The request » Which lines hold the word "component"? Show each of them.

Given information »
— start —
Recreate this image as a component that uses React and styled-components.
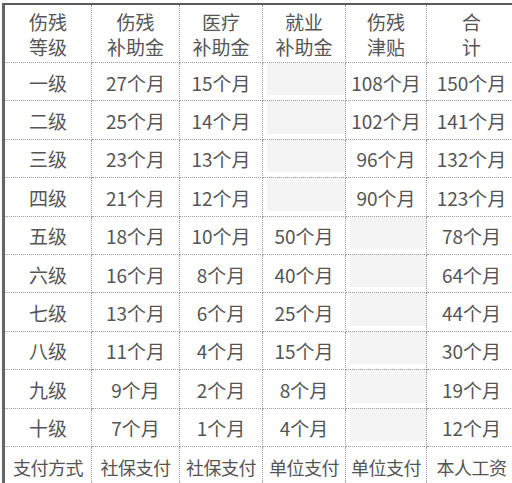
— end —
— start —
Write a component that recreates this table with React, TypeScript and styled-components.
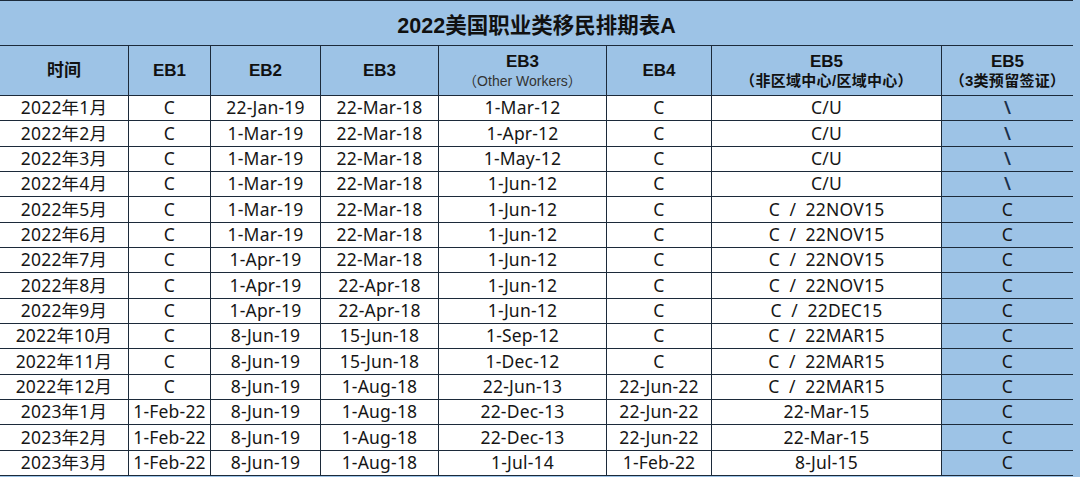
— end —
— start —
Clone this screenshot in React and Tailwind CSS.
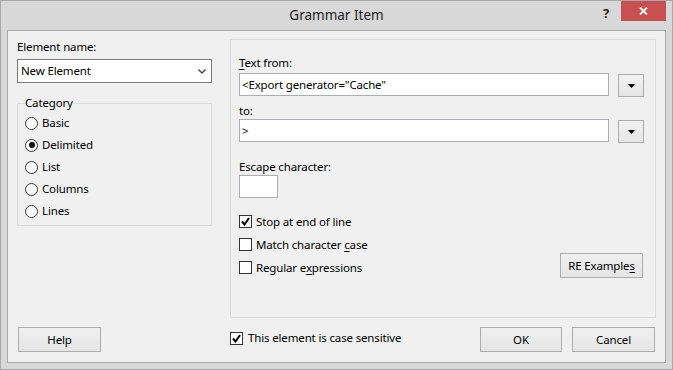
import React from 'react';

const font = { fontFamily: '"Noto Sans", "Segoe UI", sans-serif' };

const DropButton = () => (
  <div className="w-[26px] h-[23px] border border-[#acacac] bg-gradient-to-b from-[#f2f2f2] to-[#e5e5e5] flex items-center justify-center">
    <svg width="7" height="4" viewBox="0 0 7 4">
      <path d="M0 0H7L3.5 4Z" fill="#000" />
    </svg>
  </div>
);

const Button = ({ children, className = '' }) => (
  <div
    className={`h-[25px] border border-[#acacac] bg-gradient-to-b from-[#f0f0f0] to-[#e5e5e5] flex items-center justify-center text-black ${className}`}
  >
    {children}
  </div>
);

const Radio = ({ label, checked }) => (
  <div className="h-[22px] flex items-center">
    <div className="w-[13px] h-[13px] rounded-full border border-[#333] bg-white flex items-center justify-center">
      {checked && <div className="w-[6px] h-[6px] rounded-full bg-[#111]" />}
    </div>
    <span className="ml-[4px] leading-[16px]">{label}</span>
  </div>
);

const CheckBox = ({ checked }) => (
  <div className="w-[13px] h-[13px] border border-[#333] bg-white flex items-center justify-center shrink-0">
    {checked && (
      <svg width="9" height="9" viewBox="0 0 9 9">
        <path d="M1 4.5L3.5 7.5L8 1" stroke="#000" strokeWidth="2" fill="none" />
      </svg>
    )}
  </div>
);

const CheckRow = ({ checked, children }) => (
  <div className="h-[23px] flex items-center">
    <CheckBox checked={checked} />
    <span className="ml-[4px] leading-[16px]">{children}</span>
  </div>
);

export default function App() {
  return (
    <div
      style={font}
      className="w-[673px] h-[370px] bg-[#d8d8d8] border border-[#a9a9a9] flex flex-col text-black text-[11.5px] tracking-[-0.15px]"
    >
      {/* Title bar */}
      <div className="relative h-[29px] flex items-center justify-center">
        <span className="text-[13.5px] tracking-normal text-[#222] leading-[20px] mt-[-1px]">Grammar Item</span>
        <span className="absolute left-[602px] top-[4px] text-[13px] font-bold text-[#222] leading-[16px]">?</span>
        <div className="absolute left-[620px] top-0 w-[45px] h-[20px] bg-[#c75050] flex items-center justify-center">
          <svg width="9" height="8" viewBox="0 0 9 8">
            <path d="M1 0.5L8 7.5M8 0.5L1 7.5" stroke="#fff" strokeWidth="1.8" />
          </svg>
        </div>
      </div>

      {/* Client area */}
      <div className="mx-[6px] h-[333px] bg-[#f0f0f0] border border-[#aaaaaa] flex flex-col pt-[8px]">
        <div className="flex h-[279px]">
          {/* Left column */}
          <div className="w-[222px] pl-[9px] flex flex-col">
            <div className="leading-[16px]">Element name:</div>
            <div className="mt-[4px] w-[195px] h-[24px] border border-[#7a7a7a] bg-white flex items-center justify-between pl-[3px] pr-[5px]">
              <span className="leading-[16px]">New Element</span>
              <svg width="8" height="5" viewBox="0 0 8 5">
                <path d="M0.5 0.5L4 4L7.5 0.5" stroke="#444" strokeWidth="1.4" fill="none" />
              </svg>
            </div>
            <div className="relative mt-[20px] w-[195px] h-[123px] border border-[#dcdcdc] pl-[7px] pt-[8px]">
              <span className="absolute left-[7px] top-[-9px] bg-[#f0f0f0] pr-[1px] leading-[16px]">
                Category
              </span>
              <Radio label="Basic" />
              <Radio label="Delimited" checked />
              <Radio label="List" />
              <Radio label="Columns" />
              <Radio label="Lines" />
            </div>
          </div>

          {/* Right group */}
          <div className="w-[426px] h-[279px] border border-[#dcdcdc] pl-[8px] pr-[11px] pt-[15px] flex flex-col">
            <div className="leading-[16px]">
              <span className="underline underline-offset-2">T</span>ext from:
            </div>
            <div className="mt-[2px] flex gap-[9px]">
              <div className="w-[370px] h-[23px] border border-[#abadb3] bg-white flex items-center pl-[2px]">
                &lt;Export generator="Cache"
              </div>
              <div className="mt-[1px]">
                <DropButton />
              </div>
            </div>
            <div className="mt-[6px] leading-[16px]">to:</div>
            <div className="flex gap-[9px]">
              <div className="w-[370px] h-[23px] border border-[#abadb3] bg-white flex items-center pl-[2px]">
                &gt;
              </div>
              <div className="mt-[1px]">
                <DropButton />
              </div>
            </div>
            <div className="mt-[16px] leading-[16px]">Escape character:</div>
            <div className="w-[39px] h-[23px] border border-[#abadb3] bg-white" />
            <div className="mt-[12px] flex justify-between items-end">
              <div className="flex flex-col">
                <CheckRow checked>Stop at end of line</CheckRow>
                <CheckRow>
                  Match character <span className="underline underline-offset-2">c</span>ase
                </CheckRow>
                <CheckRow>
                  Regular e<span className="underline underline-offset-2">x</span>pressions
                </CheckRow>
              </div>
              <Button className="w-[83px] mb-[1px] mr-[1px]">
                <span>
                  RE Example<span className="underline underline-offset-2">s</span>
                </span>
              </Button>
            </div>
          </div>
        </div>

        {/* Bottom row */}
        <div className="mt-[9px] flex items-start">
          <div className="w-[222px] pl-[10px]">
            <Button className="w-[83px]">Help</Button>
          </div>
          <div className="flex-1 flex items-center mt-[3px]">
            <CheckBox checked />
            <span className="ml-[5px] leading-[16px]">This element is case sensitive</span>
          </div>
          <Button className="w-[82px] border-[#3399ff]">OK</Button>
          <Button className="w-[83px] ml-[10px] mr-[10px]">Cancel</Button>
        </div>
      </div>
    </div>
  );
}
— end —
Task response »
Recreate this image as a component that uses React and styled-components.
Write a component that recreates this table with React, TypeScript and styled-components.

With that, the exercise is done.